TASK STATEMENT » Skip all pictures, then copy the lines from the start of the data through the line with "<TitleBar />", keeping both ends.

(Records contained in a dataset)
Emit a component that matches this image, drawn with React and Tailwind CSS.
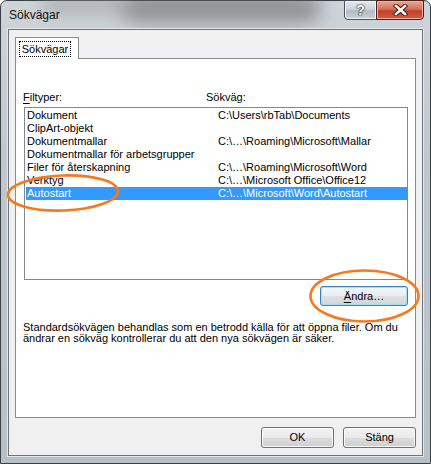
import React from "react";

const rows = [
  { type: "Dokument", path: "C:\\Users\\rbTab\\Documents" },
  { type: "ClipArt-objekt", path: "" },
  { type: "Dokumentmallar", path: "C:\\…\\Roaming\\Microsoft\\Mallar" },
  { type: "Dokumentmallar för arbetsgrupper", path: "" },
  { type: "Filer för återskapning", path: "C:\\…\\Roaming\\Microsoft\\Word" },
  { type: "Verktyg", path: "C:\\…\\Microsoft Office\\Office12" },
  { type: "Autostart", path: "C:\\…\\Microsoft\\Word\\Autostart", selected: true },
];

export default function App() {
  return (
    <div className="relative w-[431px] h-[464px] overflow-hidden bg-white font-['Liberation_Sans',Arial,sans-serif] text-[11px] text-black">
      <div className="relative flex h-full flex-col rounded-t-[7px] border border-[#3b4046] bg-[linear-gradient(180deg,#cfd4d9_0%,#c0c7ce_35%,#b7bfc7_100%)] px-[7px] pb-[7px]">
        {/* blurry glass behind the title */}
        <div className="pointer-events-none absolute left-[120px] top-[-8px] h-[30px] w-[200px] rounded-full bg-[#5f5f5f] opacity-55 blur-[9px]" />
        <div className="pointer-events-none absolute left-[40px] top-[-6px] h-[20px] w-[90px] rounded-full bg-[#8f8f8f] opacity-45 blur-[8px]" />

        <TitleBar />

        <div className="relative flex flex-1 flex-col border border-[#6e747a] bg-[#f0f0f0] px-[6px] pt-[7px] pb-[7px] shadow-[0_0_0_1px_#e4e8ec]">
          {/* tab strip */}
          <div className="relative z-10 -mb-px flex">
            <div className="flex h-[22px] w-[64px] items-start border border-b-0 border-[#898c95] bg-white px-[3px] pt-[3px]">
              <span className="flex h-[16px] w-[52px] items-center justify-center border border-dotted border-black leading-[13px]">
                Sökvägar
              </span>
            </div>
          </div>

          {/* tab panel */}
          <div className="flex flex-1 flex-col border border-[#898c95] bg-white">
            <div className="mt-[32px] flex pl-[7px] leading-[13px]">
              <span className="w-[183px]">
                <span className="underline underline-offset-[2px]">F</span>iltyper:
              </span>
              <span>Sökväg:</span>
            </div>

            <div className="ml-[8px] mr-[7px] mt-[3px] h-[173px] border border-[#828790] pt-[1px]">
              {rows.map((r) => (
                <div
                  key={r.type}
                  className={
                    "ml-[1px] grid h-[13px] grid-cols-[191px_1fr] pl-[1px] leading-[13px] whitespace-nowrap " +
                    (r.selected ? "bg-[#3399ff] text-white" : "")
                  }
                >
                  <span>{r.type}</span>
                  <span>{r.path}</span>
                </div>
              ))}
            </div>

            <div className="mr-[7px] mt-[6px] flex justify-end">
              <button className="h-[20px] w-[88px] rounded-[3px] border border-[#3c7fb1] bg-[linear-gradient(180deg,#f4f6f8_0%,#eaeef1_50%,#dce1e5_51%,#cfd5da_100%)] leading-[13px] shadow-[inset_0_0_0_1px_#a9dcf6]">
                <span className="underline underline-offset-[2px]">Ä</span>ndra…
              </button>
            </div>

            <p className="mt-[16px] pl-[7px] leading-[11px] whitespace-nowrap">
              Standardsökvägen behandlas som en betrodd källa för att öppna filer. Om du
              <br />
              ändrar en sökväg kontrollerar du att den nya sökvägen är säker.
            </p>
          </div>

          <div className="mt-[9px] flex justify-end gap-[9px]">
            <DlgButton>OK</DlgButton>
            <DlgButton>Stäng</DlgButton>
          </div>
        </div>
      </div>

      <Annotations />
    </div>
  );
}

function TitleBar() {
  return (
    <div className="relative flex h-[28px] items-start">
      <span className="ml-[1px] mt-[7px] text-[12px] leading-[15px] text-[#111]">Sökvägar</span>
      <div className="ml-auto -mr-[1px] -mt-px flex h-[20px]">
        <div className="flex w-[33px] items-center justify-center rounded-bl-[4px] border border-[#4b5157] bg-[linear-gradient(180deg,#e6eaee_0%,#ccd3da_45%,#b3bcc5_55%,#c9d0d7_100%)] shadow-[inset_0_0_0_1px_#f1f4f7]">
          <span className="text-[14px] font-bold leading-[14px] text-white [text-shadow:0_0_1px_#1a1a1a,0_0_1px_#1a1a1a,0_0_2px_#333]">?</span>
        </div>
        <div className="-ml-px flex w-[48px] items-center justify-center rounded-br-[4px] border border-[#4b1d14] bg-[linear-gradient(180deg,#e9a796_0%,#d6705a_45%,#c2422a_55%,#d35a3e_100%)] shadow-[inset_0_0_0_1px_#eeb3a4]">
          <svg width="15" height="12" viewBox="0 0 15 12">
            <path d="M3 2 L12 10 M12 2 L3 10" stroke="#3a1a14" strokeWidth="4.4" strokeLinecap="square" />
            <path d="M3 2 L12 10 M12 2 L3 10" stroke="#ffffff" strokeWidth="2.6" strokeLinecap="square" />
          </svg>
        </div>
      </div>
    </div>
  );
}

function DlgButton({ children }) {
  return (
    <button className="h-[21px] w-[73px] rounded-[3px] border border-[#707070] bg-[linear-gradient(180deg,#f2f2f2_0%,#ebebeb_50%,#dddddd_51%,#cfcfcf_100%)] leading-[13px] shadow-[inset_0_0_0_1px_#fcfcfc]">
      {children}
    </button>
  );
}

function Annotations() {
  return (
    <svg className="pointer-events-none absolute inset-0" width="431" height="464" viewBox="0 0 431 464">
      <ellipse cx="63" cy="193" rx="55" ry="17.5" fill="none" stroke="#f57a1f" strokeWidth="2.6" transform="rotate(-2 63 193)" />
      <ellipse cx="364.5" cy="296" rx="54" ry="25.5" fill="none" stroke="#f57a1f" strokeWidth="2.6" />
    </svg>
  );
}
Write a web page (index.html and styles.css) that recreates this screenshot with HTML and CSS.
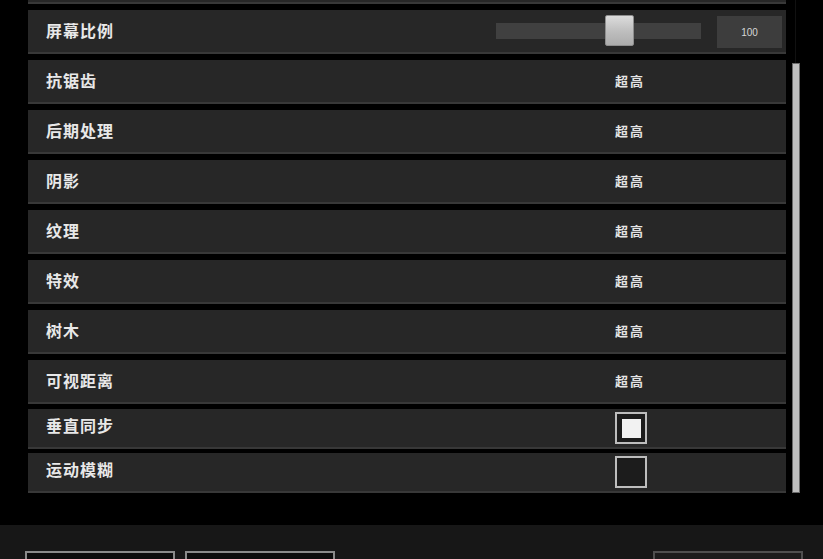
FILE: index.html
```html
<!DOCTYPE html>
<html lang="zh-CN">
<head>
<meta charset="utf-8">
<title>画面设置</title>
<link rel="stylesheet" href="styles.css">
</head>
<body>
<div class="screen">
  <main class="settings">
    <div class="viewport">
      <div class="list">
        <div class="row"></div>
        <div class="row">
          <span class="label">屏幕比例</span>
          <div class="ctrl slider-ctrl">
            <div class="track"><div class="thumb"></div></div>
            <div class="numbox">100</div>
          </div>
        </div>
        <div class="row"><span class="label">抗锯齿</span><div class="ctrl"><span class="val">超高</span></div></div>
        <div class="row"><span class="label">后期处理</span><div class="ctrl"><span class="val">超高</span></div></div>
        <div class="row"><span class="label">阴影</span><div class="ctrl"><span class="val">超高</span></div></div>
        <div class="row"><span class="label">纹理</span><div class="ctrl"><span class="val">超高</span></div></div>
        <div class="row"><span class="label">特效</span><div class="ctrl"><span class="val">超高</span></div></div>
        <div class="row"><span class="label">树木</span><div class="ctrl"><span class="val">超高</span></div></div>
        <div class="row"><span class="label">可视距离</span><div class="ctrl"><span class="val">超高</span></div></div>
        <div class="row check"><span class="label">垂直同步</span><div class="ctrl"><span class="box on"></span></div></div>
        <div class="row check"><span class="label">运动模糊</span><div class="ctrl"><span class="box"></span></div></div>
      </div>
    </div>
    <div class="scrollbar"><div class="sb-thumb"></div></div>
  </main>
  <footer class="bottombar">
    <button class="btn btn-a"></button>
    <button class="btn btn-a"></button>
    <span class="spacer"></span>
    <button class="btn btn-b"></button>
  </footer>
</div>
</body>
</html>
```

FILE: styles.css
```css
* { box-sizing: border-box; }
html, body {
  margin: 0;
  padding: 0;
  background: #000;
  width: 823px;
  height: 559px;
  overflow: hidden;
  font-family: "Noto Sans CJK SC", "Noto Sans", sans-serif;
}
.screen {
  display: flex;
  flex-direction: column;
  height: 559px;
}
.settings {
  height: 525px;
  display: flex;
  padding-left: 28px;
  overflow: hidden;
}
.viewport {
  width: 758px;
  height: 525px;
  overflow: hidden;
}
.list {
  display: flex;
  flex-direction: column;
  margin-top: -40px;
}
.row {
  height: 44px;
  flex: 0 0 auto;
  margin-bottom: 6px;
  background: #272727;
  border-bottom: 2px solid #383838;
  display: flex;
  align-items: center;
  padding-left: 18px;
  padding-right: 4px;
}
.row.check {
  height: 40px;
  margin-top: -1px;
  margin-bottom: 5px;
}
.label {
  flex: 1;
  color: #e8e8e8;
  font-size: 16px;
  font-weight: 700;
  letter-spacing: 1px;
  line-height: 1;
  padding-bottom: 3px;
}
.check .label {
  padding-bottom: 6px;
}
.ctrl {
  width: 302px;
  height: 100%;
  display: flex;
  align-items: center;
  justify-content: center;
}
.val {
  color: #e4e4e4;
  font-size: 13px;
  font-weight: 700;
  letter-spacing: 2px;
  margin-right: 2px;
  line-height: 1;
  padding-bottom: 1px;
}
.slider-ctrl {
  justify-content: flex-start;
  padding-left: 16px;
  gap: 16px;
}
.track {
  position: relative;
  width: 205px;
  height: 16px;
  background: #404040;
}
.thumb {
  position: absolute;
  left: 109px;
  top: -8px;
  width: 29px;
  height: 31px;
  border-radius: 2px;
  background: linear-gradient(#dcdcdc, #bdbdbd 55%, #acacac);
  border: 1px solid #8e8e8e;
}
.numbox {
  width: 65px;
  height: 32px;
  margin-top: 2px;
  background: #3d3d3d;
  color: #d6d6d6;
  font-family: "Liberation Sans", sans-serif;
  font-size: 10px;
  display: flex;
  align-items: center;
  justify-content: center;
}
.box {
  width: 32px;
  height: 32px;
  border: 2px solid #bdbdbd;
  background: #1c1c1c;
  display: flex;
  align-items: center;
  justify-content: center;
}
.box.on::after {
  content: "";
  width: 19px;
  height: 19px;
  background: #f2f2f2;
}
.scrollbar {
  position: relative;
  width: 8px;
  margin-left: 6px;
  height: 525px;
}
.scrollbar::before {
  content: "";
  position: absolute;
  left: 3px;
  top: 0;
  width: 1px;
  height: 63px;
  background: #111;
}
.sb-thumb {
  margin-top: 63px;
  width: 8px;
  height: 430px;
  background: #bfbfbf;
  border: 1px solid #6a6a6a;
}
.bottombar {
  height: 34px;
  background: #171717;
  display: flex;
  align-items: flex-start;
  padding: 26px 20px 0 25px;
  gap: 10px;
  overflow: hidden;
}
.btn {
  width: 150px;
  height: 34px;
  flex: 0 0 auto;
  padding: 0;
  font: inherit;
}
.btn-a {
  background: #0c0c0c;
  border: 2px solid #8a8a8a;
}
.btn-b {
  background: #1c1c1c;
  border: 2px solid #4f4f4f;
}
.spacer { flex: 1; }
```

EXERCISE RESULT »
Emit a component that matches this image, drawn with React and Tailwind CSS.
import React from "react";

const rows = [
  { type: "Dokument", path: "C:\\Users\\rbTab\\Documents" },
  { type: "ClipArt-objekt", path: "" },
  { type: "Dokumentmallar", path: "C:\\…\\Roaming\\Microsoft\\Mallar" },
  { type: "Dokumentmallar för arbetsgrupper", path: "" },
  { type: "Filer för återskapning", path: "C:\\…\\Roaming\\Microsoft\\Word" },
  { type: "Verktyg", path: "C:\\…\\Microsoft Office\\Office12" },
  { type: "Autostart", path: "C:\\…\\Microsoft\\Word\\Autostart", selected: true },
];

export default function App() {
  return (
    <div className="relative w-[431px] h-[464px] overflow-hidden bg-white font-['Liberation_Sans',Arial,sans-serif] text-[11px] text-black">
      <div className="relative flex h-full flex-col rounded-t-[7px] border border-[#3b4046] bg-[linear-gradient(180deg,#cfd4d9_0%,#c0c7ce_35%,#b7bfc7_100%)] px-[7px] pb-[7px]">
        {/* blurry glass behind the title */}
        <div className="pointer-events-none absolute left-[120px] top-[-8px] h-[30px] w-[200px] rounded-full bg-[#5f5f5f] opacity-55 blur-[9px]" />
        <div className="pointer-events-none absolute left-[40px] top-[-6px] h-[20px] w-[90px] rounded-full bg-[#8f8f8f] opacity-45 blur-[8px]" />

        <TitleBar />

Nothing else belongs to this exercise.